I am trying to write a function to calculate h-point. the function is defined over a rank frequency data frame. consider the following data.frame
:
DATA <-data.frame(frequency=c(64,58,54,32,29,29,25,17,17,15,12,12,10), rank=c(seq(1, 13)))
and the formula for h-point is :
if {there is an r = f(r), h-point = r } else { h-point = f(i)j-f(j)i / j-i+f(i)-f(j) } where f(i) and f(j) are corresponding frequencies for ith and jth ranks and i and j are adjacent ranks that i<f(i) and j>f(j).
this is what I`ve done so far:
h_point <- function(data){
x <- seq(nrow(data))
f_x <- data[["frequency"]][x]
h <- which(x == f_x)
if(length(h)>1) h
else{
i <- which(x < f_x)
j <- which(x > f_x)
s <- which(outer(i,j,"-") == -1, TRUE)
i <- i[s[,1]]
j <- j[s[,2]]
cat("i: ",i, "j: ", j,"\n")
f_x[i]*j - f_x[j]*i / (i-j + f_x[i]-f_x[j])
}
}
in DATA
, the h-point is 12
—because x = f_x. HOWEVER,
h_point(DATA)
i: j:
numeric(0)
what am I doing wrong here?
I had a look at your previous post how to calculate h-point but must say that I don't quite follow your method for calculating the h-point.

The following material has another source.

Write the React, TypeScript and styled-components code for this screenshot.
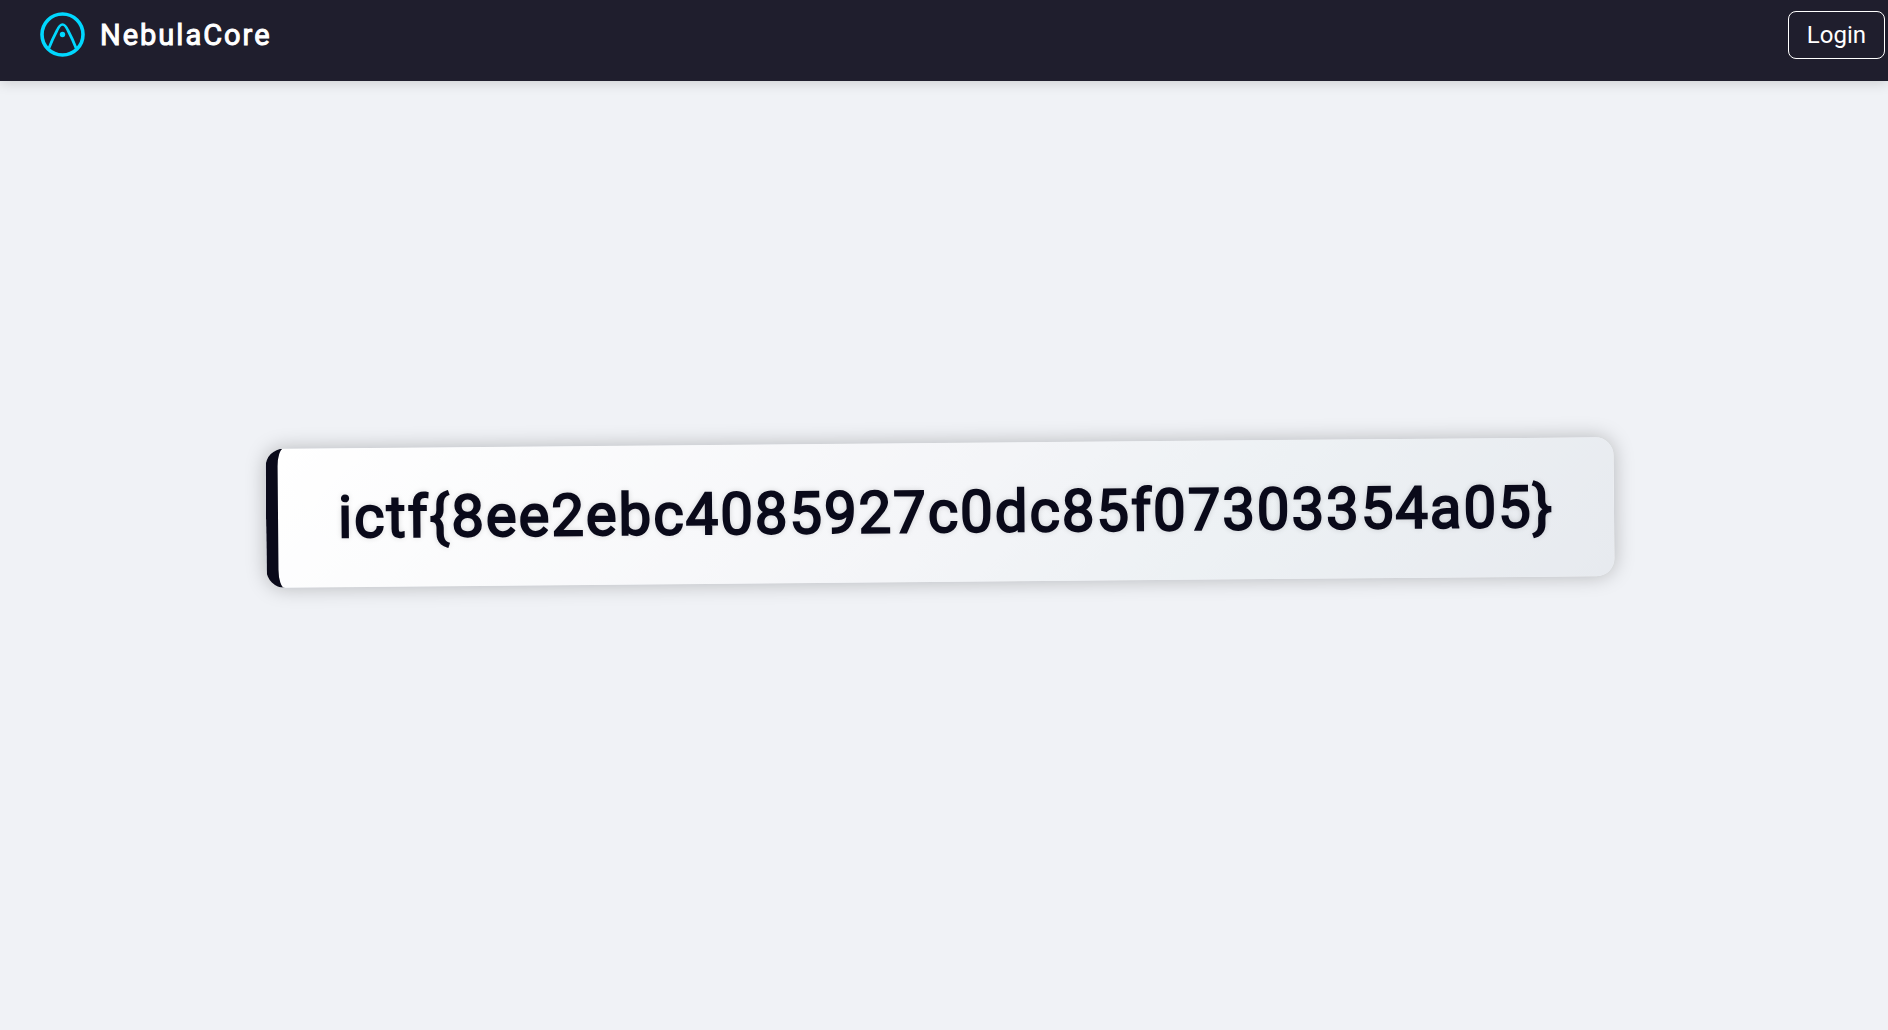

Based on the definition of the h-point I found
I think a simpler approach would be to use approxfun
to create a function frequency(rank), and then use uniroot
to find the h-point:
get_h_point <- function(DATA) {
fn_interp <- approxfun(DATA$rank, DATA$frequency)
fn_root <- function(x) fn_interp(x) - x
uniroot(fn_root, range(DATA$rank))$root
}
get_h_point(DATA)
#[1] 12